-- Begin --

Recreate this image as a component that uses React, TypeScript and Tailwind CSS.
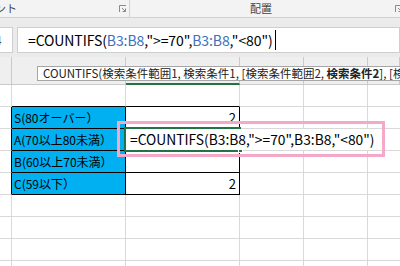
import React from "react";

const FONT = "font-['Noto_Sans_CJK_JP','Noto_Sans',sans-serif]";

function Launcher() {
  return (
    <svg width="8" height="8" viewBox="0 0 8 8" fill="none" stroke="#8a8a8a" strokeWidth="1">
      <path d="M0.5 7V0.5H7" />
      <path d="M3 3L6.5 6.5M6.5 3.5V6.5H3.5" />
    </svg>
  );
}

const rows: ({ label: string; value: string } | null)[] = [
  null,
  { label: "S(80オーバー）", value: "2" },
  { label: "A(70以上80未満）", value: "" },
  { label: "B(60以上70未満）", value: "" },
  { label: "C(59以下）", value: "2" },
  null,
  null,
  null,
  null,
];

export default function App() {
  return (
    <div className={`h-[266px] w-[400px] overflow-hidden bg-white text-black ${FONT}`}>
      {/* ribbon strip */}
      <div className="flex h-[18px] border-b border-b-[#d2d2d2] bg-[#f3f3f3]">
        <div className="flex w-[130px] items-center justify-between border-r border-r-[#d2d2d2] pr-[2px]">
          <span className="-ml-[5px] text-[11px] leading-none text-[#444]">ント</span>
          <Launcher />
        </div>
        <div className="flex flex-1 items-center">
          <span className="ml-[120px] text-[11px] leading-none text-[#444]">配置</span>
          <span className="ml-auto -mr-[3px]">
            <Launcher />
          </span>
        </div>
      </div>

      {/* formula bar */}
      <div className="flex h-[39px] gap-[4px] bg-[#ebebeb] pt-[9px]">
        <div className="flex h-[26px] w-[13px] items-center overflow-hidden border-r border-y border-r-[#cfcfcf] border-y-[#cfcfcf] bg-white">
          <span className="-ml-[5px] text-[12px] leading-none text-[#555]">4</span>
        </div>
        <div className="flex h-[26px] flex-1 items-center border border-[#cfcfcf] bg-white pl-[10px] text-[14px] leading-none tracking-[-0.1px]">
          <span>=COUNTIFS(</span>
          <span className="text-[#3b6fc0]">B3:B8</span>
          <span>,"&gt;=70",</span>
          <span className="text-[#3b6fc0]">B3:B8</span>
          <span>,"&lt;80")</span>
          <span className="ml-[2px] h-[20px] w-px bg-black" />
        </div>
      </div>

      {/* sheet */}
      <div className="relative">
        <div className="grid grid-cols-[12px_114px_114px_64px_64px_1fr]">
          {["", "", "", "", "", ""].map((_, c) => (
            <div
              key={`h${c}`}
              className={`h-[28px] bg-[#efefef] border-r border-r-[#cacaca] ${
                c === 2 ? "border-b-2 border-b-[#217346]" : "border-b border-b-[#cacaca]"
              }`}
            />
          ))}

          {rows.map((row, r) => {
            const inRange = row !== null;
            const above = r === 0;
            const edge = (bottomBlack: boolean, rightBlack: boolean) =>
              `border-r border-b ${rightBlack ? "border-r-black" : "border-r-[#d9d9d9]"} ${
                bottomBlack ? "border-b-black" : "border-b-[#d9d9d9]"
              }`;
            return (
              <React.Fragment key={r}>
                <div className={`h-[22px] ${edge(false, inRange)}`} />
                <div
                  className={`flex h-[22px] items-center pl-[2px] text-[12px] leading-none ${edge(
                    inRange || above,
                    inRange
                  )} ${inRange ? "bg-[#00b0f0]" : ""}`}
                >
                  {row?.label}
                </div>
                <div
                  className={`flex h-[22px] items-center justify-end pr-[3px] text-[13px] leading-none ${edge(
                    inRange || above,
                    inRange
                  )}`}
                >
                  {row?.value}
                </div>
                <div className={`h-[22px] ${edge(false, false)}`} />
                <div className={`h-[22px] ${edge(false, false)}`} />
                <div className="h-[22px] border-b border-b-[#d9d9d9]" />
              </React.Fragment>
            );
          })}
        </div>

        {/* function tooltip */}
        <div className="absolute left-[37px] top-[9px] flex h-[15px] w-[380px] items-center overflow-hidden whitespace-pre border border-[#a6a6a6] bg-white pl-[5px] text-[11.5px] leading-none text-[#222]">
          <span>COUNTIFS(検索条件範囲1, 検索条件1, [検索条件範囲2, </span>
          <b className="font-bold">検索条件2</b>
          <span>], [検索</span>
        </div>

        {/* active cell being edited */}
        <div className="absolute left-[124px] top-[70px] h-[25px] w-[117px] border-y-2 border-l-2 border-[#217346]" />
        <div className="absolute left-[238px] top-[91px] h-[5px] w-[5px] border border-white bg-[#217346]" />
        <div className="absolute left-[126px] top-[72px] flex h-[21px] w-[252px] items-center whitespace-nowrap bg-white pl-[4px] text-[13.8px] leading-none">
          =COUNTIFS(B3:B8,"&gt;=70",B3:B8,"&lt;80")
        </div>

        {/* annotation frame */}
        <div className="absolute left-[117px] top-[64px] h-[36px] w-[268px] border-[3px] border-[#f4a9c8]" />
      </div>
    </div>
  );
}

-- End --

◆ **PROBLEM REQUIREMENTS**
Repeat the data exactly, excluding the pictures.

◆ **ANSWER IN FULL**
Recreate this image as a component that uses React, TypeScript and Tailwind CSS.
import React from "react";

const FONT = "font-['Noto_Sans_CJK_JP','Noto_Sans',sans-serif]";

function Launcher() {
  return (
    <svg width="8" height="8" viewBox="0 0 8 8" fill="none" stroke="#8a8a8a" strokeWidth="1">
      <path d="M0.5 7V0.5H7" />
      <path d="M3 3L6.5 6.5M6.5 3.5V6.5H3.5" />
    </svg>
  );
}

const rows: ({ label: string; value: string } | null)[] = [
  null,
  { label: "S(80オーバー）", value: "2" },
  { label: "A(70以上80未満）", value: "" },
  { label: "B(60以上70未満）", value: "" },
  { label: "C(59以下）", value: "2" },
  null,
  null,
  null,
  null,
];

export default function App() {
  return (
    <div className={`h-[266px] w-[400px] overflow-hidden bg-white text-black ${FONT}`}>
      {/* ribbon strip */}
      <div className="flex h-[18px] border-b border-b-[#d2d2d2] bg-[#f3f3f3]">
        <div className="flex w-[130px] items-center justify-between border-r border-r-[#d2d2d2] pr-[2px]">
          <span className="-ml-[5px] text-[11px] leading-none text-[#444]">ント</span>
          <Launcher />
        </div>
        <div className="flex flex-1 items-center">
          <span className="ml-[120px] text-[11px] leading-none text-[#444]">配置</span>
          <span className="ml-auto -mr-[3px]">
            <Launcher />
          </span>
        </div>
      </div>

      {/* formula bar */}
      <div className="flex h-[39px] gap-[4px] bg-[#ebebeb] pt-[9px]">
        <div className="flex h-[26px] w-[13px] items-center overflow-hidden border-r border-y border-r-[#cfcfcf] border-y-[#cfcfcf] bg-white">
          <span className="-ml-[5px] text-[12px] leading-none text-[#555]">4</span>
        </div>
        <div className="flex h-[26px] flex-1 items-center border border-[#cfcfcf] bg-white pl-[10px] text-[14px] leading-none tracking-[-0.1px]">
          <span>=COUNTIFS(</span>
          <span className="text-[#3b6fc0]">B3:B8</span>
          <span>,"&gt;=70",</span>
          <span className="text-[#3b6fc0]">B3:B8</span>
          <span>,"&lt;80")</span>
          <span className="ml-[2px] h-[20px] w-px bg-black" />
        </div>
      </div>

      {/* sheet */}
      <div className="relative">
        <div className="grid grid-cols-[12px_114px_114px_64px_64px_1fr]">
          {["", "", "", "", "", ""].map((_, c) => (
            <div
              key={`h${c}`}
              className={`h-[28px] bg-[#efefef] border-r border-r-[#cacaca] ${
                c === 2 ? "border-b-2 border-b-[#217346]" : "border-b border-b-[#cacaca]"
              }`}
            />
          ))}

          {rows.map((row, r) => {
            const inRange = row !== null;
            const above = r === 0;
            const edge = (bottomBlack: boolean, rightBlack: boolean) =>
              `border-r border-b ${rightBlack ? "border-r-black" : "border-r-[#d9d9d9]"} ${
                bottomBlack ? "border-b-black" : "border-b-[#d9d9d9]"
              }`;
            return (
              <React.Fragment key={r}>
                <div className={`h-[22px] ${edge(false, inRange)}`} />
                <div
                  className={`flex h-[22px] items-center pl-[2px] text-[12px] leading-none ${edge(
                    inRange || above,
                    inRange
                  )} ${inRange ? "bg-[#00b0f0]" : ""}`}
                >
                  {row?.label}
                </div>
                <div
                  className={`flex h-[22px] items-center justify-end pr-[3px] text-[13px] leading-none ${edge(
                    inRange || above,
                    inRange
                  )}`}
                >
                  {row?.value}
                </div>
                <div className={`h-[22px] ${edge(false, false)}`} />
                <div className={`h-[22px] ${edge(false, false)}`} />
                <div className="h-[22px] border-b border-b-[#d9d9d9]" />
              </React.Fragment>
            );
          })}
        </div>

        {/* function tooltip */}
        <div className="absolute left-[37px] top-[9px] flex h-[15px] w-[380px] items-center overflow-hidden whitespace-pre border border-[#a6a6a6] bg-white pl-[5px] text-[11.5px] leading-none text-[#222]">
          <span>COUNTIFS(検索条件範囲1, 検索条件1, [検索条件範囲2, </span>
          <b className="font-bold">検索条件2</b>
          <span>], [検索</span>
        </div>

        {/* active cell being edited */}
        <div className="absolute left-[124px] top-[70px] h-[25px] w-[117px] border-y-2 border-l-2 border-[#217346]" />
        <div className="absolute left-[238px] top-[91px] h-[5px] w-[5px] border border-white bg-[#217346]" />
        <div className="absolute left-[126px] top-[72px] flex h-[21px] w-[252px] items-center whitespace-nowrap bg-white pl-[4px] text-[13.8px] leading-none">
          =COUNTIFS(B3:B8,"&gt;=70",B3:B8,"&lt;80")
        </div>

        {/* annotation frame */}
        <div className="absolute left-[117px] top-[64px] h-[36px] w-[268px] border-[3px] border-[#f4a9c8]" />
      </div>
    </div>
  );
}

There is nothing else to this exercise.